## Start
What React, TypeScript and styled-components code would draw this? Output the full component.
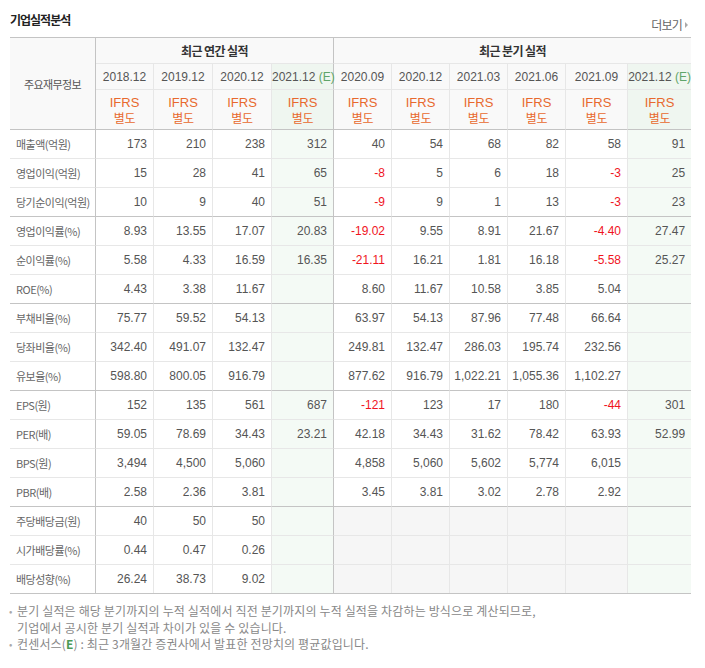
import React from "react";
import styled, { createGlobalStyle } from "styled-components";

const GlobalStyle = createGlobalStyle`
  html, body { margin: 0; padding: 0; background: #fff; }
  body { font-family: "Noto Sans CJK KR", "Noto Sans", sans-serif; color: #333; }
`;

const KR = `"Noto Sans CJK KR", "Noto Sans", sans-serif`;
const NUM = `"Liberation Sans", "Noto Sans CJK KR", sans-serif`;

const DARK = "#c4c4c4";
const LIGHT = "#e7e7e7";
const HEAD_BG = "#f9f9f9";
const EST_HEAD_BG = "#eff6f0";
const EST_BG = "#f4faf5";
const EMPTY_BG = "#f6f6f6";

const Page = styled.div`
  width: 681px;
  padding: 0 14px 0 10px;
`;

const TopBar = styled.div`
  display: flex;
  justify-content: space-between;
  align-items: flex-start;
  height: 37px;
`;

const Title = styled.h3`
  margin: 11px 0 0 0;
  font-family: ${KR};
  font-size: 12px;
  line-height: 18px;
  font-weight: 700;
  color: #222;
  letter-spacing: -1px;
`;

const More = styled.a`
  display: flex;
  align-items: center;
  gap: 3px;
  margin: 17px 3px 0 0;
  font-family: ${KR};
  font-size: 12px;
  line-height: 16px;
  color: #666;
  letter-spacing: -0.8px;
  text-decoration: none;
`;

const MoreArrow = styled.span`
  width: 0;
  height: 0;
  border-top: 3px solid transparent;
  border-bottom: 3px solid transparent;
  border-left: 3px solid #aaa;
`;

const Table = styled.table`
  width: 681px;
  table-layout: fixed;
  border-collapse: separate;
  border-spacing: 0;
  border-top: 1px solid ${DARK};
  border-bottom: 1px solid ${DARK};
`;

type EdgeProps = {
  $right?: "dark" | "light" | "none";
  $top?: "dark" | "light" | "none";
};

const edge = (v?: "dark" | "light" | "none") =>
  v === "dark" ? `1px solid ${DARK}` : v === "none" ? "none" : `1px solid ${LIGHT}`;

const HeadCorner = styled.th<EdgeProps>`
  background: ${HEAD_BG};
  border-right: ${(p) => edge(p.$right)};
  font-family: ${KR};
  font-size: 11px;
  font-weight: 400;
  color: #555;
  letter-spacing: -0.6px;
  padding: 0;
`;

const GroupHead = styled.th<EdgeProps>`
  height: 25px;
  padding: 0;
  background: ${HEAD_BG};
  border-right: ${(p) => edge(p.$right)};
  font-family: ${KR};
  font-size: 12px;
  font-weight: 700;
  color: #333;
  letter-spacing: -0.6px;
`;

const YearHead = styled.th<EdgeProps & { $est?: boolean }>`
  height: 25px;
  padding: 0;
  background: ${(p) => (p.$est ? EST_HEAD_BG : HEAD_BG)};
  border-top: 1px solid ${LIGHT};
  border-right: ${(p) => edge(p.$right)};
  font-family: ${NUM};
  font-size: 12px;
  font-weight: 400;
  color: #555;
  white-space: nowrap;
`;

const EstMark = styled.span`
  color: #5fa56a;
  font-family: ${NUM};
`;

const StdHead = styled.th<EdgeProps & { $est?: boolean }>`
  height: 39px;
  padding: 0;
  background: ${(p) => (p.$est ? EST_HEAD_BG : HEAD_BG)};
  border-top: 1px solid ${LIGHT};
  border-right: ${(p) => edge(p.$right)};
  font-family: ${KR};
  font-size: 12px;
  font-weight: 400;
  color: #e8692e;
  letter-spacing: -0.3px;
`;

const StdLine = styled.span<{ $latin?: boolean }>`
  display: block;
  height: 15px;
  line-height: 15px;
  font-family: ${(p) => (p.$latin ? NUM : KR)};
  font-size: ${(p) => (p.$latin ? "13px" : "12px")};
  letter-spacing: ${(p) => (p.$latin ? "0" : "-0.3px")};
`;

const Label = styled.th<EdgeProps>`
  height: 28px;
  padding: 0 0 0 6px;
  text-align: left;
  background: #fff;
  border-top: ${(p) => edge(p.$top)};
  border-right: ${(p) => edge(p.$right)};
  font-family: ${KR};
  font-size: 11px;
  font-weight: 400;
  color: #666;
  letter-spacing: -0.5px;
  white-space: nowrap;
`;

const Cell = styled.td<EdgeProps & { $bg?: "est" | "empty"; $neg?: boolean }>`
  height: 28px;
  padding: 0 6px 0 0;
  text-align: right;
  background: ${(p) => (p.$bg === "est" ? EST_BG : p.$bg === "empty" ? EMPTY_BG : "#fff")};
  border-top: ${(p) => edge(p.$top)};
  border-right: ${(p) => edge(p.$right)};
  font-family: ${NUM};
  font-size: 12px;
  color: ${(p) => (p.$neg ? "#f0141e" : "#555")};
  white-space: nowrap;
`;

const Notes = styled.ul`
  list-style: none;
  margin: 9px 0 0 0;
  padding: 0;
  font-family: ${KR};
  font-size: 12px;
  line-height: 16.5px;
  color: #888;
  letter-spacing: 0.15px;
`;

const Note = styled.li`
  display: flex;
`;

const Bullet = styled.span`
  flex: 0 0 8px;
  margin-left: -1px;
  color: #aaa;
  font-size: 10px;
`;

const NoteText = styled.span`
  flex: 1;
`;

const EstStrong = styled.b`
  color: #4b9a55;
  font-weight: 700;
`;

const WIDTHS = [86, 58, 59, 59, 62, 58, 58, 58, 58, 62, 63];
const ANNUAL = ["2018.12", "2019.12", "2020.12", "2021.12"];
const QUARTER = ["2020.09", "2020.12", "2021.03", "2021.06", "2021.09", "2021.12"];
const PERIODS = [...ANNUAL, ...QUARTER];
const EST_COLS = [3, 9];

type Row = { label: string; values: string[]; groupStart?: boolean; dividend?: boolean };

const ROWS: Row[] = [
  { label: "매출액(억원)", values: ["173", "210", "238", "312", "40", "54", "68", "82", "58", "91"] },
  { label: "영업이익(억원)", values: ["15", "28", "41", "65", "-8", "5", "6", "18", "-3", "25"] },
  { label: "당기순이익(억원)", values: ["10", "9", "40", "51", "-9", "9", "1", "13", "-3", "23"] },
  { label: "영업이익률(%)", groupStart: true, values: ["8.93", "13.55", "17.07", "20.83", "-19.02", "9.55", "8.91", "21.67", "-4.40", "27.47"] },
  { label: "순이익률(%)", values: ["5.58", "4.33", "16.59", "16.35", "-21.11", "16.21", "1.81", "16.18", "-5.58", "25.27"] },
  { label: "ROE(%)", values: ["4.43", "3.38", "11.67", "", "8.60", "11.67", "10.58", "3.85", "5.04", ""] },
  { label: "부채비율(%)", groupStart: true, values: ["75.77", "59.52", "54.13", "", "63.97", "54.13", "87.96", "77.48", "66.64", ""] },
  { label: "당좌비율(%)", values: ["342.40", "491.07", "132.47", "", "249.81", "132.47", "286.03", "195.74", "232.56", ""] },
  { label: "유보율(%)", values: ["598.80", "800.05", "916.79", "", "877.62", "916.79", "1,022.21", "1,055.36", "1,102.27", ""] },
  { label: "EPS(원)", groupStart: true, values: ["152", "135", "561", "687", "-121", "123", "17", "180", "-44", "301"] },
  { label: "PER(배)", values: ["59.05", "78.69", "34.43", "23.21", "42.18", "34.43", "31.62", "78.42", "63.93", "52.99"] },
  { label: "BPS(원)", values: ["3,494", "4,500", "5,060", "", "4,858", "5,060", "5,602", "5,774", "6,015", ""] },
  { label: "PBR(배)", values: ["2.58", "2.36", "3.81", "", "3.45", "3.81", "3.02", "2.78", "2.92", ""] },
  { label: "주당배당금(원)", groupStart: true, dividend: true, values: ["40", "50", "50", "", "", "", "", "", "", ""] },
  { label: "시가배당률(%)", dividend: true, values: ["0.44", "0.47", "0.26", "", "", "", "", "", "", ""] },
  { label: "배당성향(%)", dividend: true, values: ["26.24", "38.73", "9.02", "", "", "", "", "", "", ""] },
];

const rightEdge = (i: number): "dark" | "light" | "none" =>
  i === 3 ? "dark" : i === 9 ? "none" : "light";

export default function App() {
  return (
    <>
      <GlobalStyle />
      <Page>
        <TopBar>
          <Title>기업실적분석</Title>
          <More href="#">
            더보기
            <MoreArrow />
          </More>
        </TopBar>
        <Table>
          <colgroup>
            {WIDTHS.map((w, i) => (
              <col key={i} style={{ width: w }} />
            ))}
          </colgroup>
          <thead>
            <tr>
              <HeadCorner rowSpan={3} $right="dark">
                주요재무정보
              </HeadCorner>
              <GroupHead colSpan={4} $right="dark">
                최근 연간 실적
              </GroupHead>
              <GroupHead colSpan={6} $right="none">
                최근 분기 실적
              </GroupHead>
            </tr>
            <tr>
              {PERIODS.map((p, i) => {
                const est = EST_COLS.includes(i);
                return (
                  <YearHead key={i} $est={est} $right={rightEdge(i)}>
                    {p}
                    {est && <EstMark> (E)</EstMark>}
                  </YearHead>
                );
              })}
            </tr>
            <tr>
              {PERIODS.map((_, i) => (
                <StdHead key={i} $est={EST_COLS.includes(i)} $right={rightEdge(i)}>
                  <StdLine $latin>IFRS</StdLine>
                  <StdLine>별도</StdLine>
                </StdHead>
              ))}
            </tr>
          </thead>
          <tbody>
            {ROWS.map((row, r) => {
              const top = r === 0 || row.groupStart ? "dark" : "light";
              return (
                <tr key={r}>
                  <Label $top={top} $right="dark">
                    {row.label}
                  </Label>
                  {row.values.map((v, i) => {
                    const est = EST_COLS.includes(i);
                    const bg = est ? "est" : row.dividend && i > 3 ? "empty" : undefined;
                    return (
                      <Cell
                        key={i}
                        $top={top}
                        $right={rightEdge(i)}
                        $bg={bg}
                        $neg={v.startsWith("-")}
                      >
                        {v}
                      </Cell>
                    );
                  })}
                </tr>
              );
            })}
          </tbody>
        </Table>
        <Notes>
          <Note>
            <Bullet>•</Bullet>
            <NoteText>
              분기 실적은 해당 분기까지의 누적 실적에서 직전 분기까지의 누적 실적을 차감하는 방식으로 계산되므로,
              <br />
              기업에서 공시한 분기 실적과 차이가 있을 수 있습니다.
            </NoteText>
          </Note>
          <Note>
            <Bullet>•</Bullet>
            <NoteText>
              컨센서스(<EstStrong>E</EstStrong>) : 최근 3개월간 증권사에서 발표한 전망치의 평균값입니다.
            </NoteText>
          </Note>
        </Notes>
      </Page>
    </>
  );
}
## End
## Problem description
Find each line with the string "components" and copy it out.

## Output of the exercise
What React, TypeScript and styled-components code would draw this? Output the full component.
import styled, { createGlobalStyle } from "styled-components";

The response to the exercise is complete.